Critique écrite par Quentin Guisgand qui est le premier Guest de TheDreamTeam

Cette exposition outre-atlantique constitue un événement car elle met à l’honneur deux modes d’expressions qui n’ont que rarement droit de cité dans le milieu très fermé des institutions culturelles mondiales : la culture alternative punk et le monde de la (haute) couture. Il fallait donc que ce soit le Metropolitan Museum, institution américaine toujours audacieuse dans le choix de ses d’expositions (on se rappelle de celles consacrées au baseball ou la photographie à l’épreuve de la retouche sur Photoshop), qui relève le défi et permette à ces deux pans fondamentaux de notre culture contemporaine de dialoguer autour d’une exposition qui dure jusqu’au 14 août 2013.

Tout au long de 4 grandes salles sont exposées des somptueuses tenues créées par des couturiers hauts en couleur, adeptes de la provocation vestimentaire et ardents pourfendeurs des codes esthétiques usuellement admis. De Vivienne Westwood à John Galliano, d’Alexander McQueen à la Maison Martin Margiela, autant de créateurs atypiques et d’enfants terribles de la mode qui rendent hommage à la culture punk des années 70 dans ce qu’elle a de plus viscérale. Une vision décalée, ténébreuse ou colorée, qui prend le contre-pied des grandes messes dont sont habituées les afficionados des podiums parisiens ou milanais.

Comme Des Garçons

Des tenues sublimes donc, comme autant de témoins de l’admiration que ces couturiers cultivent envers un mouvement résolument à contre-courant. Telle cette robe noire sculptée à partir de matériaux synthétiques imitant la texture des sacs poubelles, qu’Alexander McQueen dessina pour sa collection 2009/2010, et qui rend hommage à la tendance qu’ont les punks à réutiliser des matériaux non-nobles dans leur habillement. Ou encore cette robe noir trashy traversée de chaines d’un rouge sang, comme autant d’éclairs meurtriers déchirant un ciel d’orage, que Nicolas Ghesquière créé en 2004 pour la maison Balanciaga.

Rodarte

De véritables œuvres d’art qui s’égrainent dans une scénographie qui tend à constituer un véritable environnement total si cher aux artistes et curateurs américains depuis les années 70. La musique des Sex Pistols entre en résonance avec les témoignages d’acteurs de la scène punk de l’époque. Les couleurs claquent et les sons se mêlent depuis d’énormes écrans led fondus dans un décorum tantôt dark, tantôt faussement chic, toujours enveloppant. Une licence extravagante flotte entre les robes, sans que pourtant notre curiosité ainsi que nos sens en émoi ne soient rattachés à quelque chose de réellement intelligible.
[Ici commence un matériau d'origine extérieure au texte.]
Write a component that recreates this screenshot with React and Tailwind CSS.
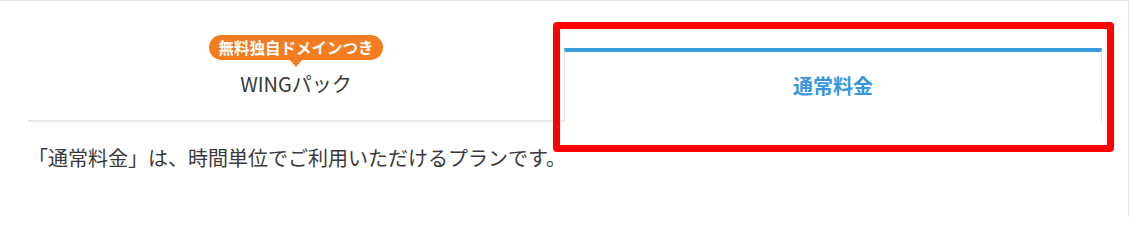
const font = { fontFamily: '"Noto Sans CJK JP", "Noto Sans", sans-serif' }

const PlanTabs = () => {
  return (
    <div className="relative w-[1129px] h-[217px] bg-white border-t border-r border-[#e3e3e3]" style={font}>
      <div className="pl-[28px] w-[1102px]">
        {/* tab row */}
        <div className="mt-[34px] flex items-end">
          <div className="flex-1 flex flex-col items-center border-b-2 border-[#e6e6e6] pb-[22px]">
            <div className="relative mb-[10px]">
              <span className="block h-[25px] px-[9px] rounded-full bg-[#f47c20] text-white font-bold text-[15.5px] leading-[25px]">
                無料独自ドメインつき
              </span>
              <span className="absolute left-1/2 -translate-x-1/2 top-full w-0 h-0 border-l-[6px] border-r-[6px] border-t-[7px] border-l-transparent border-r-transparent border-t-[#f47c20]" />
            </div>
            <div className="text-[20px] leading-[28px] text-[#3a3a3a]">WINGパック</div>
          </div>
          <div className="w-[538px] h-[74px] flex items-center justify-center border-t-4 border-t-[#3b9be0] border-x border-x-[#e3e3e3] pb-[2px]">
            <span className="text-[20px] font-bold text-[#3a96dc] leading-[28px]">通常料金</span>
          </div>
        </div>
        <p className="mt-[22px] text-[20px] leading-[28px] text-[#3a3a3a]">
          「通常料金」は、時間単位でご利用いただけるプランです。
        </p>
      </div>
      {/* annotation frame */}
      <div className="absolute left-[553px] top-[21px] w-[561px] h-[130px] border-[7px] border-[#ff0000] rounded-[4px]" />
    </div>
  )
}

export default function App() {
  return <PlanTabs />
}
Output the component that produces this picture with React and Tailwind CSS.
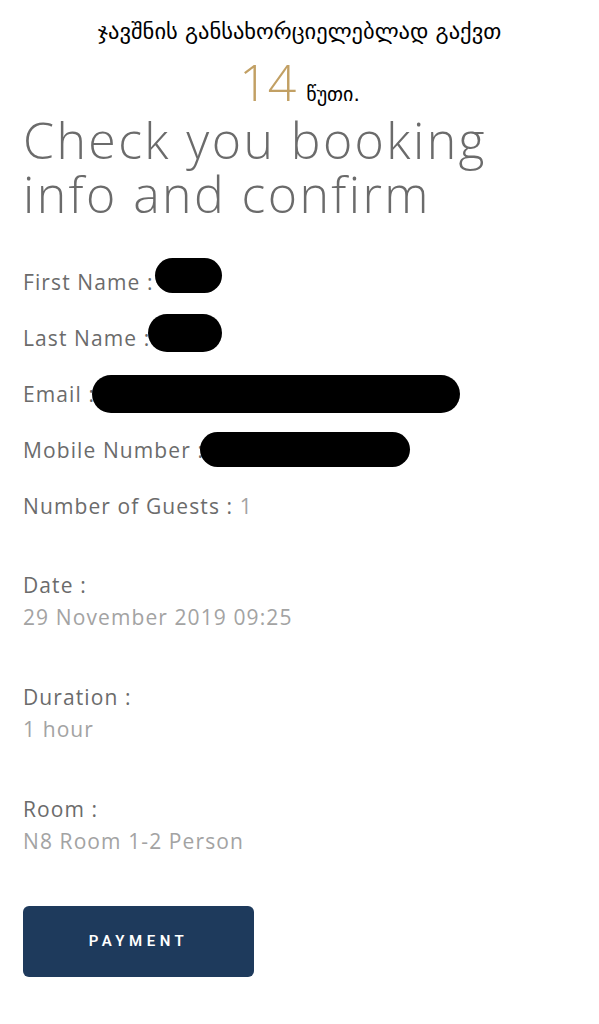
import React from "react";

const Blob = ({ className }) => (
  <span className={"absolute bg-black rounded-full " + className} />
);

const Field = ({ label, value, blob }) => (
  <div className="relative h-[56px] flex items-center">
    <span className="text-[21px] tracking-[1.1px] text-[#6b6b6b]">
      {label}
      {value && <span className="text-[#a3a3a3]">{value}</span>}
    </span>
    {blob && <Blob className={blob} />}
  </div>
);

const Group = ({ label, value }) => (
  <div className="flex flex-col">
    <div className="h-[32px] flex items-center text-[21px] tracking-[1.1px] text-[#6b6b6b]">{label}</div>
    <div className="h-[32px] flex items-center text-[21px] tracking-[1.1px] text-[#a3a3a3]">{value}</div>
  </div>
);

export default function App() {
  return (
    <div className="w-[599px] min-h-[1024px] bg-white px-[23px] font-['Open_Sans',sans-serif]">
      <div className="pt-[16px] h-[46px] leading-[30px] text-center text-[22.5px] text-black font-['DejaVu_Sans',sans-serif]">
        ჯავშნის განსახორციელებლად გაქვთ
      </div>
      <div className="mt-[14px] h-[44px] flex items-baseline justify-center gap-[10px]">
        <span className="text-[50px] font-light text-[#c2a064] leading-[44px]">14</span>
        <span className="text-[20px] leading-[24px] text-black font-['DejaVu_Sans',sans-serif]">წუთი.</span>
      </div>
      <div className="mt-[9px] text-[50px] leading-[54px] text-[#6b6b6b] font-light tracking-[2.4px]">
        <div>Check you booking</div>
        <div>info and confirm</div>
      </div>
      <div className="mt-[34px]">
        <Field label="First Name :" blob="left-[132px] top-[3px] w-[67px] h-[35px]" />
        <Field label="Last Name :" blob="left-[125px] top-[3px] w-[74px] h-[38px]" />
        <Field label="Email :" blob="left-[69px] top-[8px] w-[368px] h-[38px]" />
        <Field label="Mobile Number :" blob="left-[177px] top-[9px] w-[210px] h-[35px]" />
        <Field label="Number of Guests : " value="1" />
      </div>
      <div className="mt-[35px] flex flex-col gap-[48px]">
        <Group label="Date :" value="29 November 2019 09:25" />
        <Group label="Duration :" value="1 hour" />
        <Group label="Room :" value="N8 Room 1-2 Person" />
      </div>
      <button className="mt-[48px] w-[231px] h-[71px] rounded-[6px] bg-[#1e3a5c] text-white text-[15px] font-semibold tracking-[4.5px] font-['Roboto',sans-serif]">
        PAYMENT
      </button>
    </div>
  );
}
En effet, si l’exposition prend le parti de montrer comment de grands couturiers contemporains se sont inspirés des moyens, méthodes et codes mis en place par la génération punk aux États-Unis et en Grande-Bretagne, elle se contente d’en exposer les vaporeuses émanations et néglige de faire les parallèles indispensables pour en avoir une meilleure compréhension. Si elle s’ouvre sur une réplique des toilettes du CBGB (« Country Bluegrass, Blues and Other Music For Uplifting Gormandizers », un club punk du New York des années 70) et qu’elle se poursuit avec une reconstitution du premier magasin de Vivienne Westwood et Malcolm McLaren à Londres, elle n’explore que peu les ressorts dont se sont servis les couturiers afin de puiser leur inspiration dans un imaginaire punk souvent peu connu du grand public. Quelques panneaux explicatifs, mais rien de plus qui aurait pu guider le visiteur dans les nécessaires croisements entre ces deux disciplines si différentes et toutes deux souvent reléguées hors des grands circuits de l’art contemporain. De fait, au lieu de donner une reconnaissance méritée à ces deux formes d’expression, l’exposition se contente d’en donner une vision express, un « glimpse » qui ne correspond ni à l’enjeu de la confrontation, ni aux artistes et créateurs qui lui ont donné vie.

Heureusement pour nous, le catalogue de l’exposition, joli objet d’édition noir et mat, créé d’heureux parallèles entre la mode punk telle qu’inventée, portée et affichée par ces acteurs les plus prestigieux et la mode punk version haute couture, réinventée et forcément désaxée. Le catalogue permet cette exploration du phénomène car il dépasse la simple réutilisation aseptisante et glamour de codes contestataires et rebelles tels que le DIY (« Do It Yourself »), la récupération des rebuts de la société de consommation, la déchirure et la liberté de composition. Il rend justice à l’idée géniale de rapprocher ces deux courants : le punk rebelle par nécessité et la mode par nature. Car imaginer de nouvelles façons de se vêtir et de se montrer, qu’est-ce d’autre que de chercher à inventer de nouvelles façons de vivre ?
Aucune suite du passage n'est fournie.